For the data below, report the number of lines that contain the string "this" and nothing else.

-- Begin DATA --

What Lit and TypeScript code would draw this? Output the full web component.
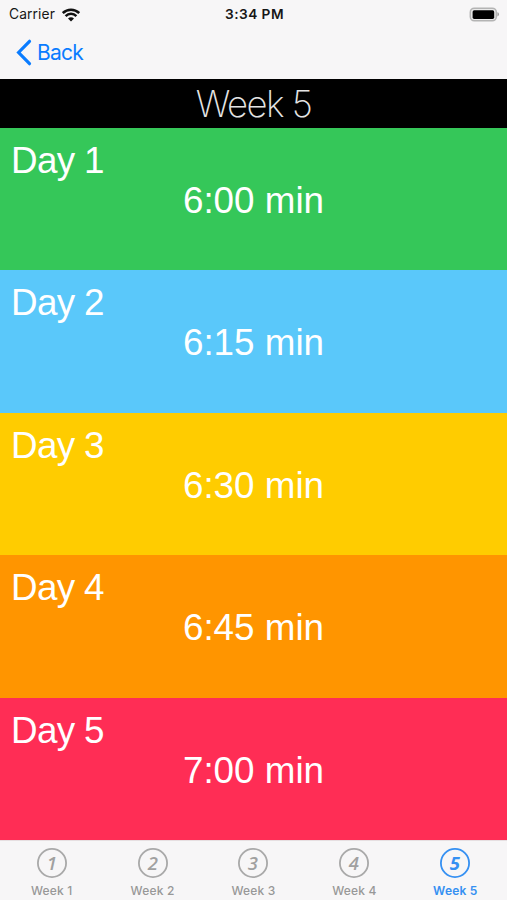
import { LitElement, html, css, svg } from "lit";
import { customElement, property, state } from "lit/decorators.js";
import { classMap } from "lit/directives/class-map.js";

const DAYS = [
  { label: "Day 1", time: "6:00 min", tone: "green" },
  { label: "Day 2", time: "6:15 min", tone: "sky" },
  { label: "Day 3", time: "6:30 min", tone: "yellow" },
  { label: "Day 4", time: "6:45 min", tone: "orange" },
  { label: "Day 5", time: "7:00 min", tone: "pink" },
];

@customElement("status-bar")
class StatusBar extends LitElement {
  static styles = css`
    :host { display: grid; grid-template-columns: 1fr auto 1fr; align-items: center; height: 27px; padding: 0 7px 0 9px; color: #161616; font: 400 13.8px/27px Inter, sans-serif; }
    .carrier { display: flex; align-items: center; gap: 7px; padding-top: 1px; height: 27px; box-sizing: border-box; letter-spacing: 0.1px; }
    .clock { font-weight: 600; font-size: 13.7px; letter-spacing: 0.45px; padding-top: 1px; }
    .battery { justify-self: end; display: block; }
    svg { display: block; }
  `;
  render() {
    return html`
      <div class="carrier">
        <span>Carrier</span>
        <svg width="18" height="14" viewBox="0 0 18 14" fill="none" stroke="#111" stroke-width="2.5">
          <path d="M.8 5C5.4 .5 12.6 .5 17.2 5" />
          <path d="M3.6 8.1C6.6 5.1 11.4 5.1 14.4 8.1" />
          <path d="M6 10.6C7.7 8.9 10.3 8.9 12 10.6L9 13.5Z" fill="#111" stroke="none" />
        </svg>
      </div>
      <span class="clock">3:34 PM</span>
      <svg class="battery" width="31" height="15" viewBox="0 0 31 15">
        <rect x="1.3" y="1.2" width="26" height="12.6" rx="4" fill="#e9e9e9" stroke="#b4b4b4" stroke-width="1.5" />
        <rect x="3.6" y="3.3" width="21.6" height="8.6" rx="1.6" fill="#000" />
        <path d="M28.4 5.2C30.6 5.8 30.6 8.8 28.4 9.4Z" fill="#a0a0a0" />
      </svg>
    `;
  }
}

@customElement("day-row")
class DayRow extends LitElement {
  @property() label = "";
  @property() time = "";
  static styles = css`
    :host { display: flex; flex-direction: column; box-sizing: border-box; padding: 13px 11px 0; color: #fff; font: 400 36.8px/40px "Liberation Sans", Arial, sans-serif; }
    .label { letter-spacing: -0.65px; }
    .time { text-align: center; }
  `;
  render() {
    return html`<div class="label">${this.label}</div><div class="time">${this.time}</div>`;
  }
}

@customElement("app-root")
class AppRoot extends LitElement {
  @state() selected = 5;

  static styles = css`
    :host { display: flex; flex-direction: column; height: 900px; background: #f7f6f7; font-family: Inter, "Liberation Sans", sans-serif; overflow: hidden; }
    .nav { height: 52px; box-sizing: border-box; padding: 0 0 2px 16px; display: flex; align-items: center; gap: 5px; color: #0a7cff; font-size: 21px; letter-spacing: -0.75px; }
    .nav svg { display: block; }
    .title { height: 49px; box-sizing: border-box; padding-top: 1px; background: #000; color: #e4e4e4; text-align: center; font: 200 36.5px/49px Inter, sans-serif; letter-spacing: -1.5px; }
    .days { height: 712px; display: grid; grid-template-rows: repeat(5, 1fr); }
    .green { background: #35c759; }
    .sky { background: #5ac8fa; }
    .yellow { background: #ffcc00; }
    .orange { background: #ff9500; }
    .pink { background: #ff2d55; }
    .tabs { flex: 1; display: grid; grid-template-columns: repeat(5, 100.9px); justify-content: center; border-top: 1px solid #e6dfe1; }
    .tab { display: flex; flex-direction: column; align-items: center; padding-top: 6px; color: #989898; font-size: 12px; font-weight: 500; line-height: 16px; letter-spacing: 0.2px; }
    .tab svg { display: block; margin-bottom: 4px; }
    .ring { fill: none; stroke: #a9a9a9; stroke-width: 1.8; }
    .digit { font: italic 600 18.5px "Open Sans", "Noto Sans", sans-serif; fill: #a0a0a0; letter-spacing: 0; }
    .active { color: #3590f2; font-weight: 600; }
    .active .ring { stroke: #3590f2; }
    .active .digit { fill: #3590f2; font-weight: 700; }
  `;

  private tab(n: number) {
    return html`
      <div class=${classMap({ tab: true, active: n === this.selected })} @click=${() => (this.selected = n)}>
        <svg width="32" height="32" viewBox="0 0 32 32">
          ${svg`<circle class="ring" cx="16" cy="16" r="14.1" />
          <text class="digit" x="15.8" y="22.7" text-anchor="middle">${n}</text>`}
        </svg>
        <span>Week ${n}</span>
      </div>
    `;
  }

  render() {
    return html`
      <status-bar></status-bar>
      <div class="nav">
        <svg width="16" height="27" viewBox="0 0 16 27" fill="none" stroke="currentColor" stroke-width="3.2" stroke-linecap="round" stroke-linejoin="miter">
          <path d="M13.5 2.3L2.6 13.5L13.5 24.7" />
        </svg>
        <span>Back</span>
      </div>
      <div class="title">Week 5</div>
      <div class="days">
        ${DAYS.map((d) => html`<day-row class=${d.tone} .label=${d.label} .time=${d.time}></day-row>`)}
      </div>
      <div class="tabs">${[1, 2, 3, 4, 5].map((n) => this.tab(n))}</div>
    `;
  }
}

-- End DATA --

FINISHED EXERCISE:
4